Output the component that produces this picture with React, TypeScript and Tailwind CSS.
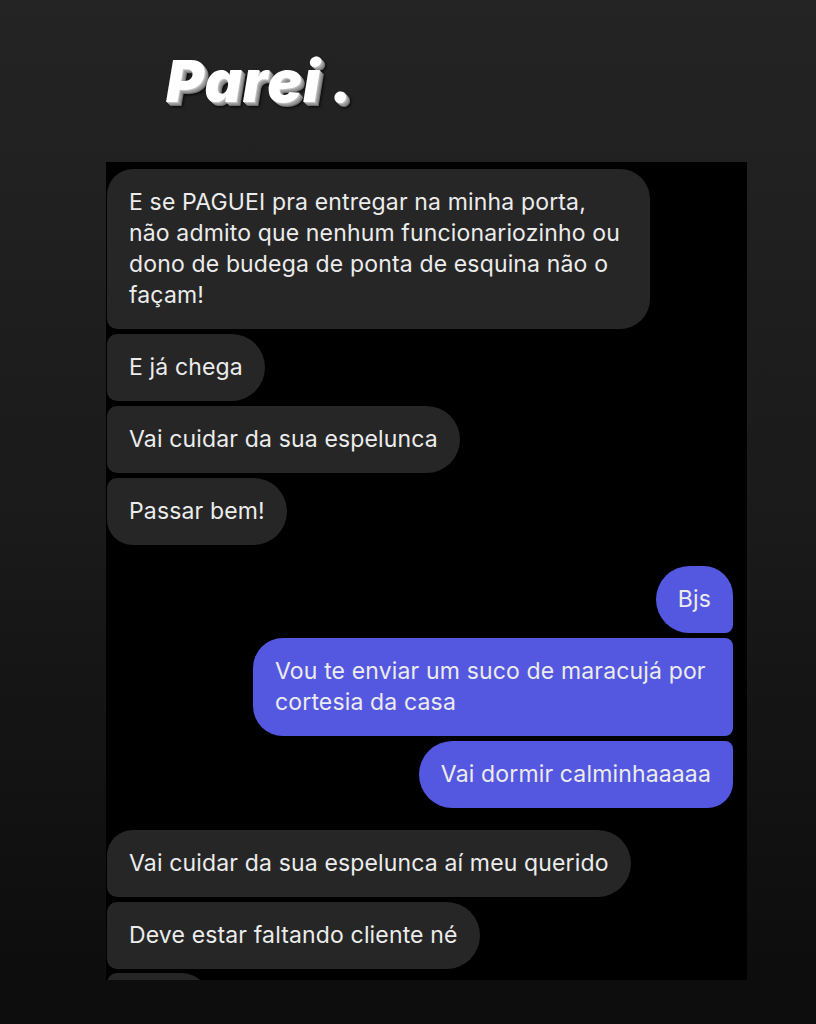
import React from 'react';

type Msg = { text: React.ReactNode; me?: boolean; cls: string; gap?: string };

const msgs: Msg[] = [
    {
        text: (
            <>
                E se PAGUEI pra entregar na minha porta,
                <br />
                não admito que nenhum funcionariozinho ou
                <br />
                dono de budega de ponta de esquina não o
                <br />
                façam!
            </>
        ),
        cls: 'w-[543px] rounded-tl-[26px] rounded-tr-[30px] rounded-br-[30px] rounded-bl-[10px]',
        gap: 'mt-[7px]',
    },
    { text: 'E já chega', cls: 'rounded-l-[10px] rounded-r-[34px]', gap: 'mt-[5px]' },
    { text: 'Vai cuidar da sua espelunca', cls: 'rounded-l-[10px] rounded-r-[34px]', gap: 'mt-[5px]' },
    { text: 'Passar bem!', cls: 'rounded-tl-[10px] rounded-bl-[26px] rounded-r-[34px]', gap: 'mt-[5px]' },
    { text: 'Bjs', me: true, cls: 'rounded-l-[34px] rounded-tr-[30px] rounded-br-[8px]', gap: 'mt-[21px]' },
    {
        text: (
            <>
                Vou te enviar um suco de maracujá por
                <br />
                cortesia da casa
            </>
        ),
        me: true,
        cls: 'w-[480px] rounded-l-[30px] rounded-r-[8px]',
        gap: 'mt-[5px]',
    },
    { text: 'Vai dormir calminhaaaaa', me: true, cls: 'rounded-l-[34px] rounded-tr-[8px] rounded-br-[26px]', gap: 'mt-[5px]' },
    { text: 'Vai cuidar da sua espelunca aí meu querido', cls: 'rounded-tl-[26px] rounded-bl-[10px] rounded-r-[34px]', gap: 'mt-[22px]' },
    { text: 'Deve estar faltando cliente né', cls: 'rounded-l-[10px] rounded-r-[34px]', gap: 'mt-[5px]' },
];

const Bubble = ({ m }: { m: Msg }) => (
    <div className={`flex ${m.me ? 'justify-end pr-[14px]' : 'justify-start pl-px'} ${m.gap}`}>
        <div
            className={`px-[22px] py-[18px] text-[23px] leading-[31px] tracking-[0.15px] whitespace-nowrap text-[#ececec] ${
                m.me ? 'bg-[#5458e0]' : 'bg-[#262626]'
            } ${m.cls}`}
        >
            {m.text}
        </div>
    </div>
);

export default function App() {
    return (
        <div
            className="w-[816px] h-[1024px] overflow-hidden bg-gradient-to-b from-[#242424] via-[#1a1a1a] to-[#0c0c0c]"
            style={{ fontFamily: 'Inter, "Noto Sans", sans-serif' }}
        >
            <div className="h-[162px] pl-[166px] pt-[47px]">
                <span
                    className="text-[58px] leading-[68px] font-black italic text-white tracking-[1px]"
                    style={{
                        textShadow:
                            '1px 1px 0 #c0c0c0, 2px 2px 0 #a0a0a0, 3px 3px 0 #909090, 4px 4px 0 #707070, 5px 5px 3px rgba(0,0,0,0.8)',
                    }}
                >
                    Parei<span className="ml-[10px]">.</span>
                </span>
            </div>
            <div className="ml-[106px] w-[641px] h-[818px] bg-black overflow-hidden">
                {msgs.map((m, i) => (
                    <Bubble key={i} m={m} />
                ))}
                <div className="mt-[4px] pl-px">
                    <div className="w-[104px] h-[40px] bg-[#262626] rounded-tl-[10px] rounded-tr-[30px]" />
                </div>
            </div>
        </div>
    );
}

++++++++++++++++++++

The request — With the pictures left out, restate word for word every line of the data above, from the first down to the line that contains "React.ReactNode; me?: boolean;".

Exercise answer —
Output the component that produces this picture with React, TypeScript and Tailwind CSS.
import React from 'react';

type Msg = { text: React.ReactNode; me?: boolean; cls: string; gap?: string };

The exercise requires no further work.